Über Urin ins Abwasser

Das ISOE – Institut für sozial-ökologische Forschung hat untersucht, wie die beiden Berufsgruppen für das wichtige Umwelt- und Verbraucherthema sensibilisiert und geschult werden können. Vielen Verbrauchern ist dieser Nebeneffekt beim Gebrauch von Medikamenten nicht bewusst: Der Wirkstoff wird nicht vollständig vom Körper abgebaut und über den Urin und den Stuhl wieder ausgeschieden. So gelangen über das Abwasser große Mengen an Arzneimittelwirkstoffen in die Kläranlagen.

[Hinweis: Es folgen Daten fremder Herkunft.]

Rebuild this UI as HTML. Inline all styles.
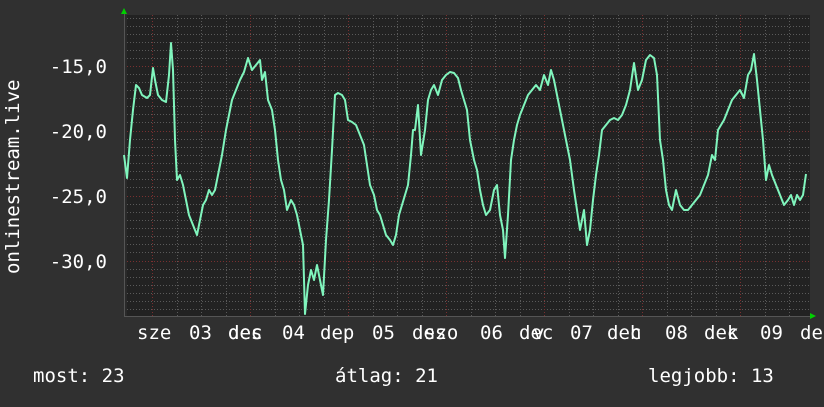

Kläranlagen können Stoffe nicht abbauen

Trotz hohem technischen Aufwand können die Anlagen die Vielzahl an chemischen Verbindungen nicht vollständig abbauen. Über den Ablauf der Kläranlagen in die Flüsse und Seen finden die Medikamentenrückstände ihren Weg dann in die Umwelt, in die Gewässer und ins Grundwasser. Derselbe Effekt entsteht bei falscher Entsorgung von Medikamenten über die Toilette. Wie groß die Wissenslücken gerade bei der sachgemäßen Entsorgung sind, zeigte eine Befragung des ISOE aus dem Jahr 2014. „Damals gaben 47 Prozent der Befragten an, flüssige Medikamentenreste mitunter über die Spüle oder die Toilette, also falsch zu entsorgen“, berichtet die ISOE-Forscherin Martina Winker. „Es war offensichtlich, dass Verbraucher besser über die Einnahme und richtige Entsorgung informiert werden müssen, um mögliche Umweltrisiken zu vermeiden,“ so Winker. „Die Frage war: von wem?“

Im Medizin- und Pharmaziestudium verankern

In den Fortbildungsveranstaltungen, die das ISOE gemeinsam mit der Landesärztekammer und der Landesapothekenkammer Baden-Württemberg angeboten hat, hatten sich auch bei diesen für den Umgang mit Medikamenten zentralen Berufsgruppen Informationsdefizite gezeigt. „Nicht allen Medizinerinnen und Medizinern war zum Beispiel klar, dass die Entsorgung von Arzneimittelresten über den Restmüll erfolgen muss“, berichtet Winker. „Zudem fanden wir es bemerkenswert, dass das Thema Arzneimittelrückstände in der Umwelt trotz seiner Bedeutung auch im Medizin- und Pharmaziestudium nicht verankert ist. Hier ist noch viel Spielraum, um Wissenslücken zu schließen.“

Handbuch zur Wissensvermittlung

Helfen kann dabei ein Handbuch, das unter Federführung der ISOE-Forscherin im Auftrag des Umweltbundesamtes gerade erschienen ist. Es gibt Empfehlungen für Multiplikatoren wie Bundes- und Landesapothekerkammern, Stiftungen, Akademien, Hochschulen und Universitäten und zeigt, wie didaktische Konzepte für Aus- und Fortbildungsveranstaltungen in der Pharmazie konkret aussehen können. Auch zu Lehrformaten, die sich gezielt an Medizinerinnen und Mediziner wenden, damit diese ihre Patienten sachgemäß über den umweltbewussten Umgang mit Medikamenten informieren können, liegen Konzepte, Formate und Publikationen vor.